Libya ordusu olarak emirlerini başkomutan Başbakan Fayiz
es-Serrac'dan aldıklarını, her türlü siyasi-askeri müzakereden
Serrac ve emrindeki isimlerin sorumlu olduğunu vurgulayan Dırah,
kendilerine gelen talimatları uygulayacaklarını ifade etti.
Dırah, Sirte sakinleri, kentin önde gelen kanaat önderleri ve nüfuzlu ailelerine de seslenerek, "Halife Hafter'e bağlı milisler ve yabancı paralı askerleri şehirlerinden çıkarmaları ve Libya hükümetine katılmaları" çağrısında bulundu.
"Sirte için bedel ödedik"
Libya'da devrik lider Muammer el-Kaddafi'nin de doğum yeri olarak bilinen Sirte vilayeti Arap Baharı isimli sürecin ardından bir dönem terör örgütü DEAŞ'ın eline geçmişti.
Libya'nın batısındaki güçler 2016 yılında ABD ve İngiltere gibi ülkelerin kurduğu askeri koalisyonun yoğun desteğiyle gerçekleştirdikleri operasyonla Sirte vilayetini kurtarmıştı.

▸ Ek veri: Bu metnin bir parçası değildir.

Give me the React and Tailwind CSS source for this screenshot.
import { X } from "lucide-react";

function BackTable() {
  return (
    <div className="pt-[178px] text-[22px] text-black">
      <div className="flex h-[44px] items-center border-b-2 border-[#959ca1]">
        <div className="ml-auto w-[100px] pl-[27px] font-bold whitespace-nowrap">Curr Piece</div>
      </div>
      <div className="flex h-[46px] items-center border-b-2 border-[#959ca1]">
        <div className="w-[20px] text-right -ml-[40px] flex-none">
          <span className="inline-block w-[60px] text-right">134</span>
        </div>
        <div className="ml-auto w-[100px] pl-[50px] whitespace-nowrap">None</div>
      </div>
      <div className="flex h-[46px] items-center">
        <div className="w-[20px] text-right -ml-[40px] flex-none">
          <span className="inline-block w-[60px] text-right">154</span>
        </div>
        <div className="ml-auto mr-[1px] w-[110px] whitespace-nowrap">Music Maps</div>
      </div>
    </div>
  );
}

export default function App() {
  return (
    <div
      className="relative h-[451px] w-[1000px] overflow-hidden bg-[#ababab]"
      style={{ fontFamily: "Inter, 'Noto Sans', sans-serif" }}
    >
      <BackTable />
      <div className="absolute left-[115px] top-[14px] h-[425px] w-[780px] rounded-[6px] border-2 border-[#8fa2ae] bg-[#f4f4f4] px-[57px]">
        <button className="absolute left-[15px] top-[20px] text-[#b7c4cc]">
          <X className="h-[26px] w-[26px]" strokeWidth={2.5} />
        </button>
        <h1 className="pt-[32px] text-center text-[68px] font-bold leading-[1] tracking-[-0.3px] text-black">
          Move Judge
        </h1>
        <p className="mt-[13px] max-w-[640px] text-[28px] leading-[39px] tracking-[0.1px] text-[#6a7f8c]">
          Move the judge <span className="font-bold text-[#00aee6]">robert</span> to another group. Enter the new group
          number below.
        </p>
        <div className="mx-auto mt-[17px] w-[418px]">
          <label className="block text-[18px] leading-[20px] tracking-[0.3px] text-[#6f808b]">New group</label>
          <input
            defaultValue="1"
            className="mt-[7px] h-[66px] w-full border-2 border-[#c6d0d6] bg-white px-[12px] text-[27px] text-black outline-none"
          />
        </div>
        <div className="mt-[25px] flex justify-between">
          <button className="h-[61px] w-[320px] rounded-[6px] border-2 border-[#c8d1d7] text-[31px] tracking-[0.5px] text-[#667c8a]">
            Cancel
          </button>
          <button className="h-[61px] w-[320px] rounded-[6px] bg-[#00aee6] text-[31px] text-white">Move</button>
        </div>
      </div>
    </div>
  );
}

Hafter'e bağlı milisler, 7 Ocak'ta çok yönlü biçimde Sirte vilayetine ilerlemişti. Bu saldırıyla eş zamanlı kent içindeki Medhali Selefi görüşlü silahlı bir grup taraf değiştirmiş ve Hafter milisleri safına geçmişti. Hükümet güçleri Sirte'den çekilmiş, şehir bir gün içinde Hafter milislerinin eline geçmişti.

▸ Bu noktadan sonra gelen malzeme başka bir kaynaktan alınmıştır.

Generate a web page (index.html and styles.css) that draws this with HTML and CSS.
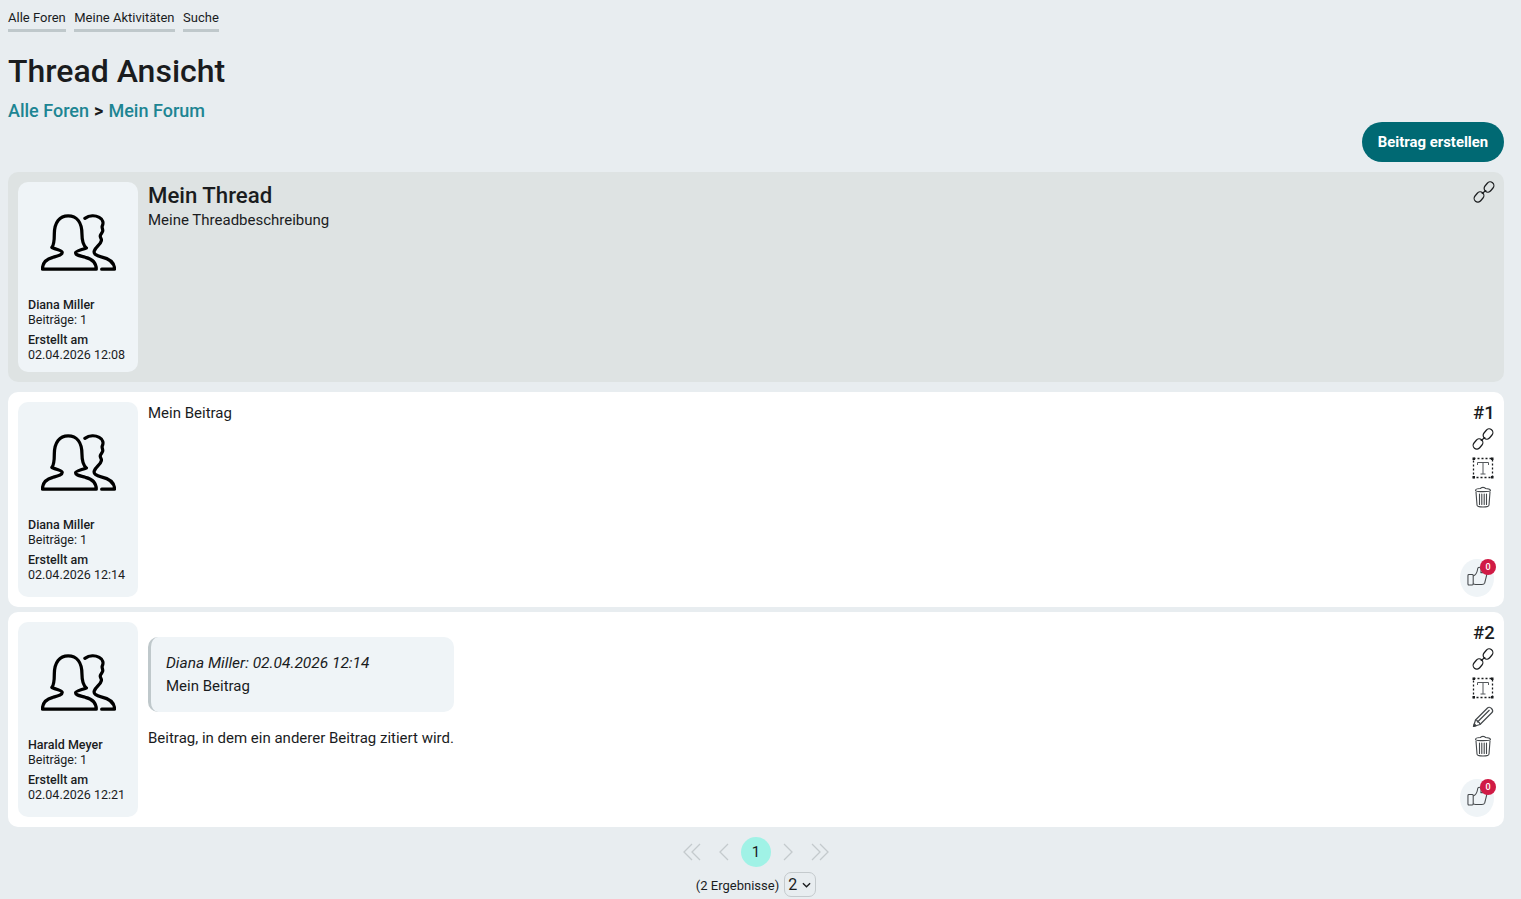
FILE: index.html
```html
<!DOCTYPE html>
<html lang="de">
<head>
<meta charset="utf-8">
<title>Thread Ansicht</title>
<link rel="stylesheet" href="styles.css">
</head>
<body>
<svg class="defs" width="0" height="0" aria-hidden="true">
  <defs>
    <symbol id="i-users" viewBox="0 0 76 58">
      <path d="M1.500 55.500C1.500 48 6 45 12 43.500C17 42 21.500 41 21.500 38.500C21.500 36.500 18 36.500 11 33.500C13.500 31 13.500 26 13.500 20C13.500 8 19 1.500 27.500 1.500C36 1.500 41.500 8 41.500 20C41.500 26 42 31 46 34C41 36 35 37 35 39C35 41.500 40 42 45 43.500C51 45 56 48.500 56 55.500Z" fill="none" stroke="currentColor" stroke-width="3.300" stroke-linejoin="round"/>
      <path d="M44.500 4C49 1 55 1 59 3C63 5 63.500 9 62 12C61.500 14 63 15 62.500 17C62 19 60 20 60 22C60 24 62 25 61 27C60 31 56 32 54 37C53 40 56 42 61 43C68 44.500 74.500 48 74.500 55.500H61.500" fill="none" stroke="currentColor" stroke-width="3.300" stroke-linecap="round" stroke-linejoin="round"/>
    </symbol>
    <symbol id="i-link" viewBox="0 0 22 22">
      <g fill="none" stroke="currentColor" stroke-width="1.200">
        <rect x="0.500" y="12.300" width="11" height="7.400" rx="3.700" transform="rotate(-50 6 16)"/>
        <rect x="10.500" y="2.300" width="11" height="7.400" rx="3.700" transform="rotate(-50 16 6)"/>
        <path d="M8.800 12.800L13.200 9.200"/>
      </g>
    </symbol>
    <symbol id="i-text" viewBox="0 0 22 22">
      <rect x="1.500" y="1.500" width="19" height="19" fill="none" stroke="currentColor" stroke-width="1.300" stroke-dasharray="2 2"/>
      <g fill="currentColor">
        <rect x="0.500" y="0.500" width="2.500" height="2.500"/><rect x="19" y="0.500" width="2.500" height="2.500"/>
        <rect x="0.500" y="19" width="2.500" height="2.500"/><rect x="19" y="19" width="2.500" height="2.500"/>
      </g>
      <path d="M5.500 8V5.500H16.500V8M11 5.500V17M8.500 17H13.500" fill="none" stroke="#55595c" stroke-width="1"/>
    </symbol>
    <symbol id="i-trash" viewBox="0 0 18 22">
      <g fill="none" stroke="#44484b" stroke-width="1.100" stroke-linecap="round">
        <path d="M1.500 4.500C1.500 3 5 2.500 6.500 2.500C7 1 11 1 11.500 2.500C13 2.500 16.500 3 16.500 4.500C16.500 6 1.500 6 1.500 4.500Z"/>
        <path d="M2 6L3 19C3 20.500 5 21 9 21C13 21 15 20.500 15 19L16 6"/>
        <path d="M5.500 8V18.500M7.800 8V18.500M10.200 8V18.500M12.500 8V18.500"/>
      </g>
    </symbol>
    <symbol id="i-pencil" viewBox="0 0 22 22">
      <g fill="none" stroke="#44484b" stroke-width="1.200" stroke-linejoin="round">
        <path d="M1.500 20.500L3.500 14L15.500 2C16.500 1 18 1 19.500 2.500C21 4 21 5.500 20 6.500L8 18.500Z"/>
        <path d="M3.500 14C5 14 5.500 14.500 5.500 16C7 16 8 16.500 8 18.500M5.500 16L17.500 4"/>
        <path d="M1.500 20.500L2.300 17.800L4.200 19.700Z" fill="currentColor"/>
      </g>
    </symbol>
    <symbol id="i-thumb" viewBox="0 0 22 22">
      <g fill="none" stroke="#44484b" stroke-width="1.100" stroke-linejoin="round">
        <rect x="1" y="10" width="5.500" height="11" rx="1"/>
        <path d="M6.500 11.500C9 10.500 10.500 8 11 5C11.200 3 12 2 13.500 2.500C15 3 15 5 14.500 8H19C20.500 8 21 9.500 20.500 11L18.500 19C18 20.500 17 20.500 15.500 20.500H9C7.500 20.500 6.500 20 6.500 19.500"/>
      </g>
    </symbol>
  </defs>
</svg>

<nav class="tabs">
  <a class="tab">Alle Foren</a>
  <a class="tab">Meine Aktivitäten</a>
  <a class="tab">Suche</a>
</nav>

<h1 class="title">Thread Ansicht</h1>

<div class="crumbs"><a class="crumb">Alle Foren</a> <b class="sep">&gt;</b> <a class="crumb">Mein Forum</a></div>

<div class="actions"><button class="primary">Beitrag erstellen</button></div>

<article class="card card-head">
  <aside class="author">
    <svg class="avatar"><use href="#i-users"/></svg>
    <div class="meta">
      <strong>Diana Miller</strong>
      <span>Beiträge: 1</span>
      <strong class="created">Erstellt am</strong>
      <span>02.04.2026 12:08</span>
    </div>
  </aside>
  <div class="content">
    <h2 class="thread-title">Mein Thread</h2>
    <p class="text">Meine Threadbeschreibung</p>
  </div>
  <div class="tools tools-head">
    <svg class="tool"><use href="#i-link"/></svg>
  </div>
</article>

<article class="card card-post">
  <aside class="author">
    <svg class="avatar"><use href="#i-users"/></svg>
    <div class="meta">
      <strong>Diana Miller</strong>
      <span>Beiträge: 1</span>
      <strong class="created">Erstellt am</strong>
      <span>02.04.2026 12:14</span>
    </div>
  </aside>
  <div class="content">
    <p class="text">Mein Beitrag</p>
  </div>
  <div class="tools">
    <div class="num">#1</div>
    <svg class="tool"><use href="#i-link"/></svg>
    <svg class="tool"><use href="#i-text"/></svg>
    <svg class="tool"><use href="#i-trash"/></svg>
    <div class="like">
      <svg class="thumb"><use href="#i-thumb"/></svg>
      <span class="badge">0</span>
    </div>
  </div>
</article>

<article class="card card-post card-last">
  <aside class="author">
    <svg class="avatar"><use href="#i-users"/></svg>
    <div class="meta">
      <strong>Harald Meyer</strong>
      <span>Beiträge: 1</span>
      <strong class="created">Erstellt am</strong>
      <span>02.04.2026 12:21</span>
    </div>
  </aside>
  <div class="content">
    <blockquote class="quote">
      <em class="quote-head">Diana Miller: 02.04.2026 12:14</em>
      <span>Mein Beitrag</span>
    </blockquote>
    <p class="text">Beitrag, in dem ein anderer Beitrag zitiert wird.</p>
  </div>
  <div class="tools">
    <div class="num">#2</div>
    <svg class="tool"><use href="#i-link"/></svg>
    <svg class="tool"><use href="#i-text"/></svg>
    <svg class="tool"><use href="#i-pencil"/></svg>
    <svg class="tool"><use href="#i-trash"/></svg>
    <div class="like">
      <svg class="thumb"><use href="#i-thumb"/></svg>
      <span class="badge">0</span>
    </div>
  </div>
</article>

<div class="pager">
  <svg class="arrow" viewBox="0 0 20 20"><path d="M10 2L2 10L10 18M18 2L10 10L18 18"/></svg>
  <svg class="arrow" viewBox="0 0 20 20"><path d="M14 2L6 10L14 18"/></svg>
  <span class="current">1</span>
  <svg class="arrow" viewBox="0 0 20 20"><path d="M6 2L14 10L6 18"/></svg>
  <svg class="arrow" viewBox="0 0 20 20"><path d="M2 2L10 10L2 18M10 2L18 10L10 18"/></svg>
</div>
<div class="results">
  <span class="count">(2 Ergebnisse)</span>
  <span class="select">2<svg class="chev" viewBox="0 0 10 6"><path d="M1 1L5 5L9 1"/></svg></span>
</div>
</body>
</html>
```

FILE: styles.css
```css
* { box-sizing: border-box; }

html, body { height: 899px; overflow: hidden; }

body {
  margin: 0;
  padding: 0 17px 0 8px;
  background: #e8edf0;
  color: #1a1c1e;
  font-family: Roboto, "Liberation Sans", sans-serif;
  font-size: 15px;
  line-height: 20px;
}

.defs { position: absolute; }

.tabs { display: flex; gap: 8.500px; padding-top: 8px; }

.tab {
  display: block;
  height: 24px;
  font-size: 13px;
  line-height: 19px;
  border-bottom: 3px solid #bfc8cb;
}

.title {
  margin: 19px 0 0;
  font-size: 32px;
  line-height: 40px;
  font-weight: 500;
}

.crumbs {
  margin-top: 9px;
  font-size: 18px;
  line-height: 22px;
  font-weight: 500;
}

.crumb { color: #1d8593; }
.sep { margin: 0 0.600px; font-weight: 700; }

.actions { display: flex; justify-content: flex-end; }

.primary {
  width: 142px;
  height: 40px;
  border: 0;
  border-radius: 20px;
  background: #006973;
  color: #fff;
  font: 700 14.900px/20px Roboto, "Liberation Sans", sans-serif;
}

.card {
  display: flex;
  padding: 10px;
  border-radius: 10px;
  background: #fff;
}

.card-head { height: 210px; margin-top: 10px; background: #dee3e3; }
.card-post { height: 215px; margin-top: 10px; }
.card-last { margin-top: 5px; }

.author {
  flex: 0 0 120px;
  display: flex;
  flex-direction: column;
  padding: 0 10px;
  border-radius: 10px;
  background: #eff4f7;
}

.avatar {
  flex: none;
  width: 75px;
  height: 58px;
  margin: 32px 0 0 13px;
  color: #000;
}

.meta {
  margin-top: 25px;
  display: flex;
  flex-direction: column;
  font-size: 12.500px;
  line-height: 15px;
}

.meta strong { font-weight: 500; }
.created { margin-top: 5px; }

.content { flex: 1; padding: 0 10px; min-width: 0; }

.thread-title {
  margin: 0 0 2px;
  font-size: 22.200px;
  line-height: 26px;
  font-weight: 500;
}

.text { margin: 0; font-size: 15px; line-height: 20px; }

.card-post .content { padding-top: 1px; }

.quote {
  display: flex;
  flex-direction: column;
  gap: 3px;
  width: 306px;
  height: 75px;
  margin: 14px 0 16px;
  padding: 16px 10px 0 15px;
  border-left: 3px solid #bfc8cb;
  border-radius: 10px;
  background: #eff4f7;
  font-size: 15px;
  line-height: 20px;
}

.quote-head { font-size: 15.500px; }

.tools {
  flex: 0 0 auto;
  width: 34px;
  display: flex;
  flex-direction: column;
  align-items: center;
  color: #1a1c1e;
}

.tools-head { width: 22px; }
.tools-head .tool { margin: -1px 0 0 1px; }

.num {
  width: 100%;
  padding-left: 13px;
  text-align: center;
  font-size: 18.500px;
  line-height: 22px;
  font-weight: 500;
}

.card-post .tool { margin-left: 11px; }

.tool { flex: none; width: 22px; height: 22px; margin-top: 7px; }
.card-post .num + .tool { margin-top: 4px; }

.like {
  position: relative;
  flex: none;
  width: 34px;
  height: 38px;
  margin-top: auto;
  border-radius: 50%;
  background: #eff4f7;
}

.thumb {
  position: absolute;
  left: 7px;
  top: 6px;
  width: 21px;
  height: 21px;
}

.badge {
  position: absolute;
  top: 0;
  right: -2px;
  width: 16px;
  height: 16px;
  border-radius: 50%;
  background: #d01b45;
  color: #fff;
  font-size: 9px;
  font-weight: 500;
  line-height: 16px;
  text-align: center;
}

.pager {
  display: flex;
  justify-content: center;
  align-items: center;
  gap: 12px;
  height: 30px;
  margin-top: 10px;
}

.arrow {
  flex: none;
  width: 20px;
  height: 20px;
  fill: none;
  stroke: #c4cacd;
  stroke-width: 1.300;
}

.current {
  width: 30px;
  height: 30px;
  margin: 0 -5px;
  border-radius: 50%;
  background: #a0f2e6;
  text-align: center;
  font-size: 15px;
  line-height: 30px;
}

.results {
  display: flex;
  justify-content: center;
  align-items: center;
  gap: 5px;
  height: 24px;
  margin-top: 6px;
  font-size: 13px;
}

.count { padding-top: 2px; }

.select {
  display: flex;
  align-items: center;
  gap: 5px;
  width: 32px;
  height: 25px;
  margin-top: -1px;
  padding-left: 3px;
  border: 1px solid #c4cacd;
  border-radius: 7px;
  font-size: 16px;
  line-height: 20px;
}

.chev {
  width: 9px;
  height: 6px;
  fill: none;
  stroke: #1a1c1e;
  stroke-width: 1.500;
}
```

Dırah, Sirte'nin kendileri için önemini ise şu sözlerle anlattı:
"Sirte kenti bizim için kırmızı çizgidir. Misrata kenti, çevresindeki tüm kentler için. Ülkenin batısındaki silahlı güçler, Sirte vilayetinin DEAŞ'tan kurtarılması için çok büyük bedel ödedi. Misrata kenti, 771 evladını Sirte vilayetinin DEAŞ'tan kurtarılması için feda etti. Sirte'nin geri alınmaması gibi bir durum mümkün değil. Sirte kenti kurtarılacaktır."

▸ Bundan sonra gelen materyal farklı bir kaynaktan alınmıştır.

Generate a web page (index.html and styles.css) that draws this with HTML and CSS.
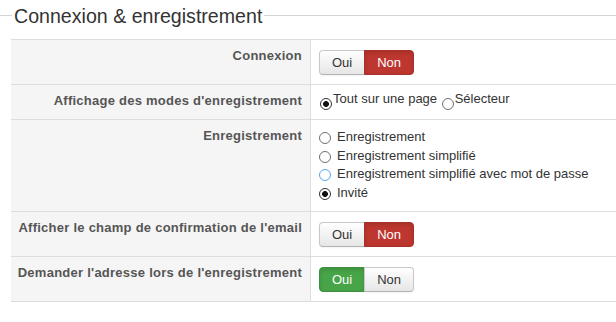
FILE: index.html
```html
<!DOCTYPE html>
<html lang="fr">
<head>
<meta charset="utf-8">
<link rel="stylesheet" href="styles.css">
</head>
<body>
<div class="legend"><span class="line short"></span><span class="legend-text">Connexion &amp; enregistrement</span><span class="line long"></span></div>
<div class="form">
  <div class="row">
    <div class="label">Connexion</div>
    <div class="value btns"><span class="btn first">Oui</span><span class="btn last danger">Non</span></div>
  </div>
  <div class="row">
    <div class="label">Affichage des modes d'enregistrement</div>
    <div class="value inline"><span class="radio low checked"></span>Tout sur une page <span class="radio low"></span>Sélecteur</div>
  </div>
  <div class="row">
    <div class="label">Enregistrement</div>
    <div class="value list">
      <div class="opt"><span class="radio"></span>Enregistrement</div>
      <div class="opt"><span class="radio"></span>Enregistrement simplifié</div>
      <div class="opt"><span class="radio focus"></span>Enregistrement simplifié avec mot de passe</div>
      <div class="opt"><span class="radio checked"></span>Invité</div>
    </div>
  </div>
  <div class="row">
    <div class="label">Afficher le champ de confirmation de l'email</div>
    <div class="value btns"><span class="btn first">Oui</span><span class="btn last danger">Non</span></div>
  </div>
  <div class="row lastrow">
    <div class="label">Demander l'adresse lors de l'enregistrement</div>
    <div class="value btns"><span class="btn first success">Oui</span><span class="btn last">Non</span></div>
  </div>
</div>
</body>
</html>
```
FILE: styles.css
```css
html, body {
  margin: 0;
  padding: 0;
  background: #fff;
  font-family: "Liberation Sans", Arial, sans-serif;
  color: #333;
}
.legend {
  display: flex;
  align-items: center;
  height: 31px;
}
.line {
  height: 1px;
  background: #d4d4d4;
}
.line.short { width: 12px; }
.line.long { flex: 1; }
.legend-text {
  font-size: 19.6px;
  color: #333;
  padding: 0 2px 0 2px;
  line-height: 24px;
}
.form {
  margin: 8px 0 0 11px;
  border-bottom: 1px solid #ddd;
}
.row {
  display: grid;
  grid-template-columns: 300px 1fr;
  border-top: 1px solid #ddd;
}
.label {
  background: #f5f5f5;
  border-right: 1px solid #ddd;
  text-align: right;
  font-weight: bold;
  font-size: 13px;
  letter-spacing: 0.25px;
  line-height: 18px;
  color: #555;
  padding: 7px 8px 0 0;
}
.value {
  font-size: 13px;
  line-height: 18px;
  color: #333;
  padding-left: 8px;
}
.btns {
  padding-top: 10px;
  padding-bottom: 9px;
  display: flex;
}
.btn {
  display: block;
  padding: 4px 12px;
  line-height: 15px;
  font-size: 13px;
  color: #333;
  background: linear-gradient(#ffffff, #e6e6e6);
  border: 1px solid #c8c8c8;
  border-bottom-color: #b3b3b3;
  box-shadow: inset 0 1px 0 rgba(255,255,255,.2), 0 1px 2px rgba(0,0,0,.05);
}
.btn.first { border-radius: 4px 0 0 4px; }
.btn.last { border-radius: 0 4px 4px 0; margin-left: -1px; }
.btn.danger {
  background: #bd362f;
  border-color: #a8302a;
  color: #fff;
  box-shadow: inset 0 2px 4px rgba(0,0,0,.12);
}
.btn.success {
  background: #47a447;
  border-color: #3e8f3e;
  color: #fff;
  box-shadow: inset 0 2px 4px rgba(0,0,0,.12);
}
.inline {
  padding-top: 5px;
  padding-bottom: 9px;
}
.list {
  padding-top: 8px;
  padding-bottom: 9px;
}
.opt {
  line-height: 18.5px;
}
.radio {
  display: inline-block;
  box-sizing: border-box;
  width: 12px;
  height: 12px;
  border-radius: 50%;
  border: 1px solid #6f6f6f;
  background: #fff;
  vertical-align: -3px;
}
.list .radio {
  margin-right: 6px;
}
.radio.low {
  vertical-align: -7px;
  margin-left: 1px;
  margin-right: 1px;
}
.radio.checked {
  border-color: #333;
  background: radial-gradient(circle, #111 0, #111 2.6px, #fff 3.2px);
}
.radio.focus {
  border-color: #5aa3ea;
}
```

Dırah, Libya'da Hafter'in başlattığı savaş nedeniyle "100 binin üzerinde ailenin evlerinden çıkmak zorunda kaldığını, gençlerin hayatını kaybettiğini, altyapının harap olduğunu, ramazan ayında ailelerin öldüğünü" anlatarak, artık Hafter ile müzakerenin mümkün olmadığını vurguladı.
Rus yapımı savaş uçakları Libya semalarında
ABD'nin Afrika Merkez Komutanlığı (AFRICOM), Rusya'ya ait gelişmiş MİG-29 tipi uçakların Libya'da Hafter'in kontrolündeki Cufra Askeri Hava Üssü'ne geldiğini açıklamıştı.
Sirte-Cufra Ortak Operasyon Odası Sözcüsü Dırah da Libya'da Sirte cephe hattında Rus yapımı MİG-29 tipinde uçakları gözlemlediklerini belirtti.
Libya ordusuna bağlı askeri uzmanların da bu uçakların kimliğini doğruladığına değinen Dırah, şöyle devam etti:
"(Rus yapımı savaş uçakları) Bu uçakların attığı mühimmatlardan da deliller topladık ve bunlar Rus yapımı. Ancak, bu uçaklar Rusya tarafından mı yönetiliyor veya Birleşik Arap Emirlikleri tarafından satın mı alındı? Mısır tarafından mı uçuruluyor. Bunu teyit edemiyoruz ama uçağın Rus yapımı olduğunu biliyoruz."
Dırah, gerek savaş uçakları gerekse silahlı insansız hava araçlarının (SİHA) Sirte cephe hattında günlük olarak uçuş gerçekleştirdiğini ve zaman zaman hava saldırıları düzenlediğini ancak arazinin geniş olması, çöl coğrafyası olması nedeniyle birliklerin zarar görmediği bilgisini paylaştı.
Hafter saflarındaki savaş uçaklarının çevredeki yerleşim bölgelerini vurması nedeniyle kayıplar yaşandığını aktaran Dırah, bölgede bulunan Vadi el-Carif bölgesinde bir evin vurulması sonucu aynı aileden 7 kişinin hayatını kaybettiğini söyledi.